__What you need to do__. Copy out the listing that follows, exact in every word, and skip the images.

__Supplied information__.
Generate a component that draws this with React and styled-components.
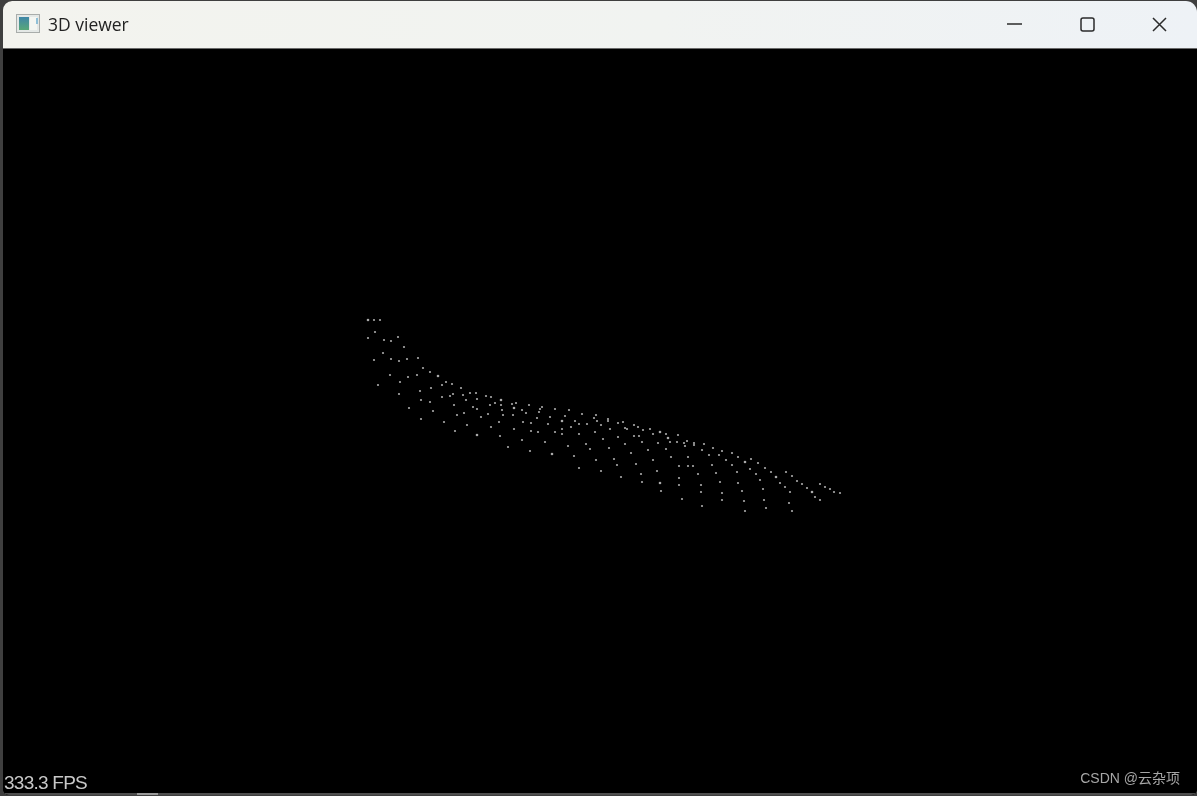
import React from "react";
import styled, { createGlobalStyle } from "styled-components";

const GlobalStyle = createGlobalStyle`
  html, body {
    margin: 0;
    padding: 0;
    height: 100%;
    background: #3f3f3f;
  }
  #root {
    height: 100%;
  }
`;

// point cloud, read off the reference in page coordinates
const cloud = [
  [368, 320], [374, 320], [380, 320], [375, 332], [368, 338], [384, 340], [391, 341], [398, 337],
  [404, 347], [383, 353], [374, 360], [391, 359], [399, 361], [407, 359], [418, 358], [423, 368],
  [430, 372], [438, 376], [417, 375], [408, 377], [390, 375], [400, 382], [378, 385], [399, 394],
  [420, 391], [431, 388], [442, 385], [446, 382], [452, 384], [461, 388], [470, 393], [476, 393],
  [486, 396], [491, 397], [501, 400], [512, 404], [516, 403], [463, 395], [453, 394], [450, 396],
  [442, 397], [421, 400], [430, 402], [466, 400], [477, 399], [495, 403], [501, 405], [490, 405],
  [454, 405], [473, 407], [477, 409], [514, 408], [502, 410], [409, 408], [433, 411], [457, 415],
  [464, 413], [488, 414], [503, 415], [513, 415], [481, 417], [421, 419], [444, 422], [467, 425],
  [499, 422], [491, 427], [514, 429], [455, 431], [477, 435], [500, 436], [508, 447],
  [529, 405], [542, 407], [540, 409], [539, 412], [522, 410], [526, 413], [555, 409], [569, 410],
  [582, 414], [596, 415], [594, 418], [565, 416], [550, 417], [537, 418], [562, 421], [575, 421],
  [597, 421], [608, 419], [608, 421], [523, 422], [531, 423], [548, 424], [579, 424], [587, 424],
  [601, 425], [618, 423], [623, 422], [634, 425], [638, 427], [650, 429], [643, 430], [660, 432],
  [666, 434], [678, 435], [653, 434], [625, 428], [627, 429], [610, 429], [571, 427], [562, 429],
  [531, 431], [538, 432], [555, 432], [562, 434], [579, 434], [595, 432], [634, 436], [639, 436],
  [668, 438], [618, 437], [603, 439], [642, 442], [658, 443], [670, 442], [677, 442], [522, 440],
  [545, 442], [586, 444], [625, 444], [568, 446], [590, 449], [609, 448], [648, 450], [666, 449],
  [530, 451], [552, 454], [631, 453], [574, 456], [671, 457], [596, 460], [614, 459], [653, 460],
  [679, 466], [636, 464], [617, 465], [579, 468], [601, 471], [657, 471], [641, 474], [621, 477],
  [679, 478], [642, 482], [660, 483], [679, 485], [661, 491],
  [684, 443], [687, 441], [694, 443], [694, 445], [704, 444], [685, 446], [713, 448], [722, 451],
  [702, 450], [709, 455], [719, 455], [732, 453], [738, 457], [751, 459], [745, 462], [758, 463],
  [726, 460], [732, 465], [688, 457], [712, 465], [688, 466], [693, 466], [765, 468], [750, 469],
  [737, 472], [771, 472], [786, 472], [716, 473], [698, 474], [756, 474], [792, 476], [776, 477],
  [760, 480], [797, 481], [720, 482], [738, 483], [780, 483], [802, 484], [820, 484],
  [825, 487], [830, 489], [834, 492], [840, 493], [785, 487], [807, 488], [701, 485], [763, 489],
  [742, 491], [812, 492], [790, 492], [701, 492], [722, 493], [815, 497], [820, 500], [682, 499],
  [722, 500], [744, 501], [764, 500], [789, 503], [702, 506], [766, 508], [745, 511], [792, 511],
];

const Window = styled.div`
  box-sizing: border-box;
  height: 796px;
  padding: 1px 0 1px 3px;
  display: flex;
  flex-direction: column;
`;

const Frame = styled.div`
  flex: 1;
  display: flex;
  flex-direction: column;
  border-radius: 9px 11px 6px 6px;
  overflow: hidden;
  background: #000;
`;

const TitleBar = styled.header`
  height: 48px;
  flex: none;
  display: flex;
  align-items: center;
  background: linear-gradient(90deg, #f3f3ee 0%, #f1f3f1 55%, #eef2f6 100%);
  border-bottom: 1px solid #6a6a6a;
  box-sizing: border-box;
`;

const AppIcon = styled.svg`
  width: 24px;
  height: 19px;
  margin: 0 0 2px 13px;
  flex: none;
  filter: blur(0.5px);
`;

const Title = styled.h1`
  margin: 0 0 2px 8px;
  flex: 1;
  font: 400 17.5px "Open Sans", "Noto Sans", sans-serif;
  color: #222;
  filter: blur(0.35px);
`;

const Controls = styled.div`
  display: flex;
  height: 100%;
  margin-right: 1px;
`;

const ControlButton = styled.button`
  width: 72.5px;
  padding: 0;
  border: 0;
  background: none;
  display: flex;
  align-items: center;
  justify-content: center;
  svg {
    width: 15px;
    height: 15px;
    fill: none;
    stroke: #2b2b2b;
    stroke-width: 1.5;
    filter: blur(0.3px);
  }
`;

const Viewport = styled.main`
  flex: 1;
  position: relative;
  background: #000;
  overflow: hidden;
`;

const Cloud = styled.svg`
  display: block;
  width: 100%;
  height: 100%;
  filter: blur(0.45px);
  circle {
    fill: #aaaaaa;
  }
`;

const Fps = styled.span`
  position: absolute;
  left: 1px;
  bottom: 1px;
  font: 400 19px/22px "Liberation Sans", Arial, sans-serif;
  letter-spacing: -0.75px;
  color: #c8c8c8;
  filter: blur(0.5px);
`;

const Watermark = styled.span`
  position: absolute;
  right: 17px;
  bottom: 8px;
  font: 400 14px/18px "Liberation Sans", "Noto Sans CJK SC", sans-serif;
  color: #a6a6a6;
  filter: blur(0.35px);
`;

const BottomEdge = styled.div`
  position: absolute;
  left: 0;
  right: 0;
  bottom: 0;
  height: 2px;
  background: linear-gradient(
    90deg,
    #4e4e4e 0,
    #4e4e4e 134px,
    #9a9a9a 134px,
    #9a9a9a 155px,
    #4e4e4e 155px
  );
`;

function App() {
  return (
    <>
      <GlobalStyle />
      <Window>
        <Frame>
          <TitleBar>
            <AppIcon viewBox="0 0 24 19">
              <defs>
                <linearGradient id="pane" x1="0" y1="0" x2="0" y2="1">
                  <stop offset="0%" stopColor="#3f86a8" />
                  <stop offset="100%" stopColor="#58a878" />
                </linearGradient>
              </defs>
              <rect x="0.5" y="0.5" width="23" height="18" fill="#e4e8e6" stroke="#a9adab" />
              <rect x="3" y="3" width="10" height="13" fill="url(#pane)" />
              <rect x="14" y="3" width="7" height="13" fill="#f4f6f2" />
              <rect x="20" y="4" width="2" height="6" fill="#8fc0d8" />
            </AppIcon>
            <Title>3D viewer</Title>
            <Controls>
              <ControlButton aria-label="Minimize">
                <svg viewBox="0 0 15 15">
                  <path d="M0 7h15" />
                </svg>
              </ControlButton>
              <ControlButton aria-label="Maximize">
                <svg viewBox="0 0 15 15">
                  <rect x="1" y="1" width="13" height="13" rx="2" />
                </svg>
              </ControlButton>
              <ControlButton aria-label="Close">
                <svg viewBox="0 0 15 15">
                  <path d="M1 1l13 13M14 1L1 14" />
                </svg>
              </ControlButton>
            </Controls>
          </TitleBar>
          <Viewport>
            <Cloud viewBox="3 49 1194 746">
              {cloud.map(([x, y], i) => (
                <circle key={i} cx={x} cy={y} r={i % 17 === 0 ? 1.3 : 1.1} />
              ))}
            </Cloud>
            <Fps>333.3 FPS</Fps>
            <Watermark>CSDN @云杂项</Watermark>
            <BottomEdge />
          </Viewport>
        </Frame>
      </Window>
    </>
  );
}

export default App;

__Solution to this problem__.
Generate a component that draws this with React and styled-components.
import React from "react";
import styled, { createGlobalStyle } from "styled-components";

const GlobalStyle = createGlobalStyle`
  html, body {
    margin: 0;
    padding: 0;
    height: 100%;
    background: #3f3f3f;
  }
  #root {
    height: 100%;
  }
`;

// point cloud, read off the reference in page coordinates
const cloud = [
  [368, 320], [374, 320], [380, 320], [375, 332], [368, 338], [384, 340], [391, 341], [398, 337],
  [404, 347], [383, 353], [374, 360], [391, 359], [399, 361], [407, 359], [418, 358], [423, 368],
  [430, 372], [438, 376], [417, 375], [408, 377], [390, 375], [400, 382], [378, 385], [399, 394],
  [420, 391], [431, 388], [442, 385], [446, 382], [452, 384], [461, 388], [470, 393], [476, 393],
  [486, 396], [491, 397], [501, 400], [512, 404], [516, 403], [463, 395], [453, 394], [450, 396],
  [442, 397], [421, 400], [430, 402], [466, 400], [477, 399], [495, 403], [501, 405], [490, 405],
  [454, 405], [473, 407], [477, 409], [514, 408], [502, 410], [409, 408], [433, 411], [457, 415],
  [464, 413], [488, 414], [503, 415], [513, 415], [481, 417], [421, 419], [444, 422], [467, 425],
  [499, 422], [491, 427], [514, 429], [455, 431], [477, 435], [500, 436], [508, 447],
  [529, 405], [542, 407], [540, 409], [539, 412], [522, 410], [526, 413], [555, 409], [569, 410],
  [582, 414], [596, 415], [594, 418], [565, 416], [550, 417], [537, 418], [562, 421], [575, 421],
  [597, 421], [608, 419], [608, 421], [523, 422], [531, 423], [548, 424], [579, 424], [587, 424],
  [601, 425], [618, 423], [623, 422], [634, 425], [638, 427], [650, 429], [643, 430], [660, 432],
  [666, 434], [678, 435], [653, 434], [625, 428], [627, 429], [610, 429], [571, 427], [562, 429],
  [531, 431], [538, 432], [555, 432], [562, 434], [579, 434], [595, 432], [634, 436], [639, 436],
  [668, 438], [618, 437], [603, 439], [642, 442], [658, 443], [670, 442], [677, 442], [522, 440],
  [545, 442], [586, 444], [625, 444], [568, 446], [590, 449], [609, 448], [648, 450], [666, 449],
  [530, 451], [552, 454], [631, 453], [574, 456], [671, 457], [596, 460], [614, 459], [653, 460],
  [679, 466], [636, 464], [617, 465], [579, 468], [601, 471], [657, 471], [641, 474], [621, 477],
  [679, 478], [642, 482], [660, 483], [679, 485], [661, 491],
  [684, 443], [687, 441], [694, 443], [694, 445], [704, 444], [685, 446], [713, 448], [722, 451],
  [702, 450], [709, 455], [719, 455], [732, 453], [738, 457], [751, 459], [745, 462], [758, 463],
  [726, 460], [732, 465], [688, 457], [712, 465], [688, 466], [693, 466], [765, 468], [750, 469],
  [737, 472], [771, 472], [786, 472], [716, 473], [698, 474], [756, 474], [792, 476], [776, 477],
  [760, 480], [797, 481], [720, 482], [738, 483], [780, 483], [802, 484], [820, 484],
  [825, 487], [830, 489], [834, 492], [840, 493], [785, 487], [807, 488], [701, 485], [763, 489],
  [742, 491], [812, 492], [790, 492], [701, 492], [722, 493], [815, 497], [820, 500], [682, 499],
  [722, 500], [744, 501], [764, 500], [789, 503], [702, 506], [766, 508], [745, 511], [792, 511],
];

const Window = styled.div`
  box-sizing: border-box;
  height: 796px;
  padding: 1px 0 1px 3px;
  display: flex;
  flex-direction: column;
`;

const Frame = styled.div`
  flex: 1;
  display: flex;
  flex-direction: column;
  border-radius: 9px 11px 6px 6px;
  overflow: hidden;
  background: #000;
`;

const TitleBar = styled.header`
  height: 48px;
  flex: none;
  display: flex;
  align-items: center;
  background: linear-gradient(90deg, #f3f3ee 0%, #f1f3f1 55%, #eef2f6 100%);
  border-bottom: 1px solid #6a6a6a;
  box-sizing: border-box;
`;

const AppIcon = styled.svg`
  width: 24px;
  height: 19px;
  margin: 0 0 2px 13px;
  flex: none;
  filter: blur(0.5px);
`;

const Title = styled.h1`
  margin: 0 0 2px 8px;
  flex: 1;
  font: 400 17.5px "Open Sans", "Noto Sans", sans-serif;
  color: #222;
  filter: blur(0.35px);
`;

const Controls = styled.div`
  display: flex;
  height: 100%;
  margin-right: 1px;
`;

const ControlButton = styled.button`
  width: 72.5px;
  padding: 0;
  border: 0;
  background: none;
  display: flex;
  align-items: center;
  justify-content: center;
  svg {
    width: 15px;
    height: 15px;
    fill: none;
    stroke: #2b2b2b;
    stroke-width: 1.5;
    filter: blur(0.3px);
  }
`;

const Viewport = styled.main`
  flex: 1;
  position: relative;
  background: #000;
  overflow: hidden;
`;

const Cloud = styled.svg`
  display: block;
  width: 100%;
  height: 100%;
  filter: blur(0.45px);
  circle {
    fill: #aaaaaa;
  }
`;

const Fps = styled.span`
  position: absolute;
  left: 1px;
  bottom: 1px;
  font: 400 19px/22px "Liberation Sans", Arial, sans-serif;
  letter-spacing: -0.75px;
  color: #c8c8c8;
  filter: blur(0.5px);
`;

const Watermark = styled.span`
  position: absolute;
  right: 17px;
  bottom: 8px;
  font: 400 14px/18px "Liberation Sans", "Noto Sans CJK SC", sans-serif;
  color: #a6a6a6;
  filter: blur(0.35px);
`;

const BottomEdge = styled.div`
  position: absolute;
  left: 0;
  right: 0;
  bottom: 0;
  height: 2px;
  background: linear-gradient(
    90deg,
    #4e4e4e 0,
    #4e4e4e 134px,
    #9a9a9a 134px,
    #9a9a9a 155px,
    #4e4e4e 155px
  );
`;

function App() {
  return (
    <>
      <GlobalStyle />
      <Window>
        <Frame>
          <TitleBar>
            <AppIcon viewBox="0 0 24 19">
              <defs>
                <linearGradient id="pane" x1="0" y1="0" x2="0" y2="1">
                  <stop offset="0%" stopColor="#3f86a8" />
                  <stop offset="100%" stopColor="#58a878" />
                </linearGradient>
              </defs>
              <rect x="0.5" y="0.5" width="23" height="18" fill="#e4e8e6" stroke="#a9adab" />
              <rect x="3" y="3" width="10" height="13" fill="url(#pane)" />
              <rect x="14" y="3" width="7" height="13" fill="#f4f6f2" />
              <rect x="20" y="4" width="2" height="6" fill="#8fc0d8" />
            </AppIcon>
            <Title>3D viewer</Title>
            <Controls>
              <ControlButton aria-label="Minimize">
                <svg viewBox="0 0 15 15">
                  <path d="M0 7h15" />
                </svg>
              </ControlButton>
              <ControlButton aria-label="Maximize">
                <svg viewBox="0 0 15 15">
                  <rect x="1" y="1" width="13" height="13" rx="2" />
                </svg>
              </ControlButton>
              <ControlButton aria-label="Close">
                <svg viewBox="0 0 15 15">
                  <path d="M1 1l13 13M14 1L1 14" />
                </svg>
              </ControlButton>
            </Controls>
          </TitleBar>
          <Viewport>
            <Cloud viewBox="3 49 1194 746">
              {cloud.map(([x, y], i) => (
                <circle key={i} cx={x} cy={y} r={i % 17 === 0 ? 1.3 : 1.1} />
              ))}
            </Cloud>
            <Fps>333.3 FPS</Fps>
            <Watermark>CSDN @云杂项</Watermark>
            <BottomEdge />
          </Viewport>
        </Frame>
      </Window>
    </>
  );
}

export default App;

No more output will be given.